Именно поэтому – хотя и не отрицая величайшую полезность науки в бесчисленных практических и технологических сферах, где она ныне доминирует, – я все-таки думаю, что Сноу и его сторонники сильно ошибались, утверждая, что в бесконечно сложной и все еще не измеренной реальности нашего существования «чувство» (старинное понятие эстетики, то есть мира эмоций и искусств) значительно менее важно, чем «знание».
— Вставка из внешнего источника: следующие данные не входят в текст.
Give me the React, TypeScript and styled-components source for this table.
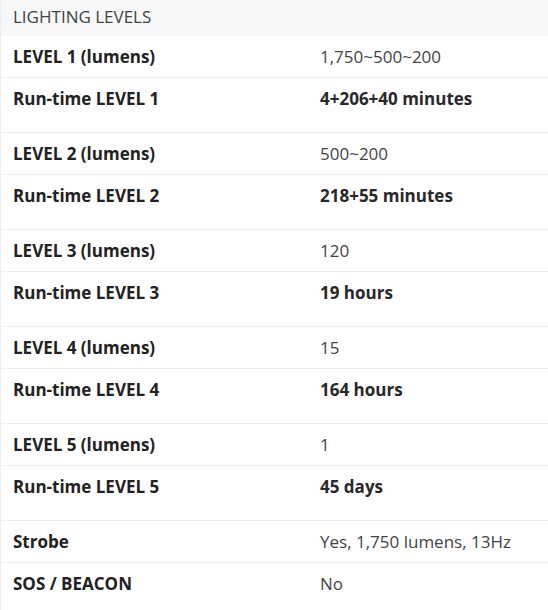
import styled, { createGlobalStyle } from 'styled-components';

const GlobalStyle = createGlobalStyle`
  body {
    margin: 0;
    background: #ffffff;
    font-family: "Open Sans", "Liberation Sans", sans-serif;
  }
`;

const specs = [
  { label: 'LEVEL 1 (lumens)', value: '1,750~500~200' },
  { label: 'Run-time LEVEL 1', value: '4+206+40 minutes', runtime: true },
  { label: 'LEVEL 2 (lumens)', value: '500~200' },
  { label: 'Run-time LEVEL 2', value: '218+55 minutes', runtime: true },
  { label: 'LEVEL 3 (lumens)', value: '120' },
  { label: 'Run-time LEVEL 3', value: '19 hours', runtime: true },
  { label: 'LEVEL 4 (lumens)', value: '15' },
  { label: 'Run-time LEVEL 4', value: '164 hours', runtime: true },
  { label: 'LEVEL 5 (lumens)', value: '1' },
  { label: 'Run-time LEVEL 5', value: '45 days', runtime: true },
  { label: 'Strobe', value: 'Yes, 1,750 lumens, 13Hz' },
  { label: 'SOS / BEACON', value: 'No' },
];

const Table = styled.section`
  width: 548px;
  border-left: 1px solid #eeeeee;
  box-sizing: border-box;
`;

const Heading = styled.div`
  height: 36px;
  box-sizing: border-box;
  padding: 5px 12px 7px;
  background: #f7f8fa;
  color: #444444;
  font-size: 17px;
  line-height: 24px;
`;

const Row = styled.div<{ $runtime?: boolean }>`
  display: grid;
  grid-template-columns: 307px 1fr;
  border-bottom: 1px solid #eeeeee;
  padding: ${({ $runtime }) => ($runtime ? '9px 0 21px' : '9px 0 8px')};
  font-size: 17px;
  line-height: 24px;

  &:last-child {
    border-bottom: none;
    padding-bottom: 16px;
  }
`;

const Label = styled.div`
  padding: 0 12px;
  color: #222222;
  font-weight: 700;
`;

const Value = styled.div<{ $bold?: boolean }>`
  padding: 0 12px;
  color: ${({ $bold }) => ($bold ? '#282828' : '#444444')};
  font-weight: ${({ $bold }) => ($bold ? 700 : 400)};
`;

const App = () => (
  <>
    <GlobalStyle />
    <Table>
      <Heading>LIGHTING LEVELS</Heading>
      {specs.map(spec => (
        <Row key={spec.label} $runtime={spec.runtime}>
          <Label>{spec.label}</Label>
          <Value $bold={spec.runtime}>{spec.value}</Value>
        </Row>
      ))}
    </Table>
  </>
);

export default App;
Как хорошо сказал однажды Джинес [499] , наш мир не просто более странен, чем мы думаем; он, возможно, еще более странен, чем мы даже можем подумать. Мы должны допустить не только возможность появления бесчисленного множества новых «научных» истин, но и появление столь лее многочисленных новых оценок их относительной важности. Наш мир невероятно изменился с тех пор, как я в 1926 году появился на свет. И познать его целиком, во всем его научном разнообразии, совершенно невозможно. И тем не менее определить отношение к нему каждого отдельного индивида, каждого «я», не желающего подвергаться ассимиляции и сокращению, было и всегда будет вполне доступно. Каждый отдельный человек должен, благодаря уже самой своей уникальности, сознавать, что о вещах можно и нужно судить лишь отчасти, как и решать различные касающиеся их проблемы, – то есть человек сам решает, как сильно ему можно чувствовать и как глубоко проникать в смысл той или иной вещи. Наука же стремится ко всеобщности; она всегда хочет знать больше, чем может. Обычно с точки зрения науки (что неправильно) чувство – это нечто стоическое. Оно знает достаточно.